Part of a data file:
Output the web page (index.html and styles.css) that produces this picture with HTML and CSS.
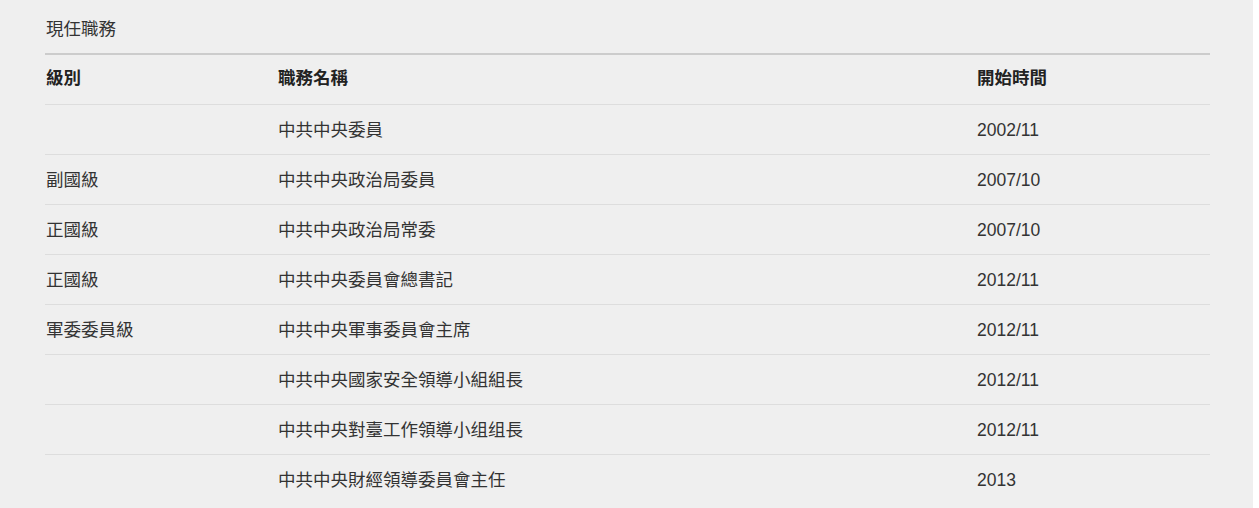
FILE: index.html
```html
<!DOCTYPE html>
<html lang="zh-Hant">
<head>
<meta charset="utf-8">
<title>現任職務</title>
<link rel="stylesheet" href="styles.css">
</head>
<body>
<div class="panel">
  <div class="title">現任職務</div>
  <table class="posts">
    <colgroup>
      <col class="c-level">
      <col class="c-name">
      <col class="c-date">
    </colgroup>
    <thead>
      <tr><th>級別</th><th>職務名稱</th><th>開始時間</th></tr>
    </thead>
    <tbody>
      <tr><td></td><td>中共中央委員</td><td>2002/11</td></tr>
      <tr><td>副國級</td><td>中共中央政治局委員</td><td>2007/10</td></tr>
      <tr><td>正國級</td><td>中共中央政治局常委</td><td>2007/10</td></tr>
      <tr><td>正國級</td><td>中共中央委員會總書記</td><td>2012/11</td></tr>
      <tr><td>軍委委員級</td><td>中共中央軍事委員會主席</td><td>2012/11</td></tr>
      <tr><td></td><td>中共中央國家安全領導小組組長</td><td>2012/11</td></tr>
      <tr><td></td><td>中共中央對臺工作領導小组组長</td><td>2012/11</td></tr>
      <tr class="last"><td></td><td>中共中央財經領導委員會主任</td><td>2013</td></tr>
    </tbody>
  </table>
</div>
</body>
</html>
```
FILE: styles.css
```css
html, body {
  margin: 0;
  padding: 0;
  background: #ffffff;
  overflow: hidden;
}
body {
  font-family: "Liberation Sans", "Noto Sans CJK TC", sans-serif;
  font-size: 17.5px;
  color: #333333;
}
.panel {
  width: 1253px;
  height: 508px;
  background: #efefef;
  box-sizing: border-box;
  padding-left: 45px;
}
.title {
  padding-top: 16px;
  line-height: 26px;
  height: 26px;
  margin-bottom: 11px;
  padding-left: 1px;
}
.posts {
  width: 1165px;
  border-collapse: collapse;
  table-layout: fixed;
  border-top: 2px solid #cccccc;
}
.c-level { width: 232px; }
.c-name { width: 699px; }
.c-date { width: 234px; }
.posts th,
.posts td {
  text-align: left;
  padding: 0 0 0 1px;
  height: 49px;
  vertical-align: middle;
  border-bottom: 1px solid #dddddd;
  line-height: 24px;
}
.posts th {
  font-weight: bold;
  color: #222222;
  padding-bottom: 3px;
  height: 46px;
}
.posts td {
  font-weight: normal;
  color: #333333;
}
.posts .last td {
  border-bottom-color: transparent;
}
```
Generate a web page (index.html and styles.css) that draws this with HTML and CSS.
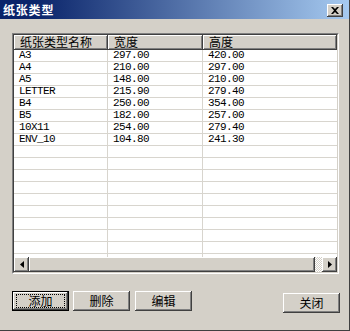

WHAT YOU SHOULD DO: Set the entries down again exactly. Do not include the images.

TASK RESPONSE:
Output the web page (index.html and styles.css) that produces this picture with HTML and CSS.
FILE: index.html
```html
<!DOCTYPE html>
<html lang="zh-Hant">
<head>
<meta charset="utf-8">
<title>現任職務</title>
<link rel="stylesheet" href="styles.css">
</head>
<body>
<div class="panel">
  <div class="title">現任職務</div>
  <table class="posts">
    <colgroup>
      <col class="c-level">
      <col class="c-name">
      <col class="c-date">
    </colgroup>
    <thead>
      <tr><th>級別</th><th>職務名稱</th><th>開始時間</th></tr>
    </thead>
    <tbody>
      <tr><td></td><td>中共中央委員</td><td>2002/11</td></tr>
      <tr><td>副國級</td><td>中共中央政治局委員</td><td>2007/10</td></tr>
      <tr><td>正國級</td><td>中共中央政治局常委</td><td>2007/10</td></tr>
      <tr><td>正國級</td><td>中共中央委員會總書記</td><td>2012/11</td></tr>
      <tr><td>軍委委員級</td><td>中共中央軍事委員會主席</td><td>2012/11</td></tr>
      <tr><td></td><td>中共中央國家安全領導小組組長</td><td>2012/11</td></tr>
      <tr><td></td><td>中共中央對臺工作領導小组组長</td><td>2012/11</td></tr>
      <tr class="last"><td></td><td>中共中央財經領導委員會主任</td><td>2013</td></tr>
    </tbody>
  </table>
</div>
</body>
</html>
```
FILE: styles.css
```css
html, body {
  margin: 0;
  padding: 0;
  background: #ffffff;
  overflow: hidden;
}
body {
  font-family: "Liberation Sans", "Noto Sans CJK TC", sans-serif;
  font-size: 17.5px;
  color: #333333;
}
.panel {
  width: 1253px;
  height: 508px;
  background: #efefef;
  box-sizing: border-box;
  padding-left: 45px;
}
.title {
  padding-top: 16px;
  line-height: 26px;
  height: 26px;
  margin-bottom: 11px;
  padding-left: 1px;
}
.posts {
  width: 1165px;
  border-collapse: collapse;
  table-layout: fixed;
  border-top: 2px solid #cccccc;
}
.c-level { width: 232px; }
.c-name { width: 699px; }
.c-date { width: 234px; }
.posts th,
.posts td {
  text-align: left;
  padding: 0 0 0 1px;
  height: 49px;
  vertical-align: middle;
  border-bottom: 1px solid #dddddd;
  line-height: 24px;
}
.posts th {
  font-weight: bold;
  color: #222222;
  padding-bottom: 3px;
  height: 46px;
}
.posts td {
  font-weight: normal;
  color: #333333;
}
.posts .last td {
  border-bottom-color: transparent;
}
```
Generate a web page (index.html and styles.css) that draws this with HTML and CSS.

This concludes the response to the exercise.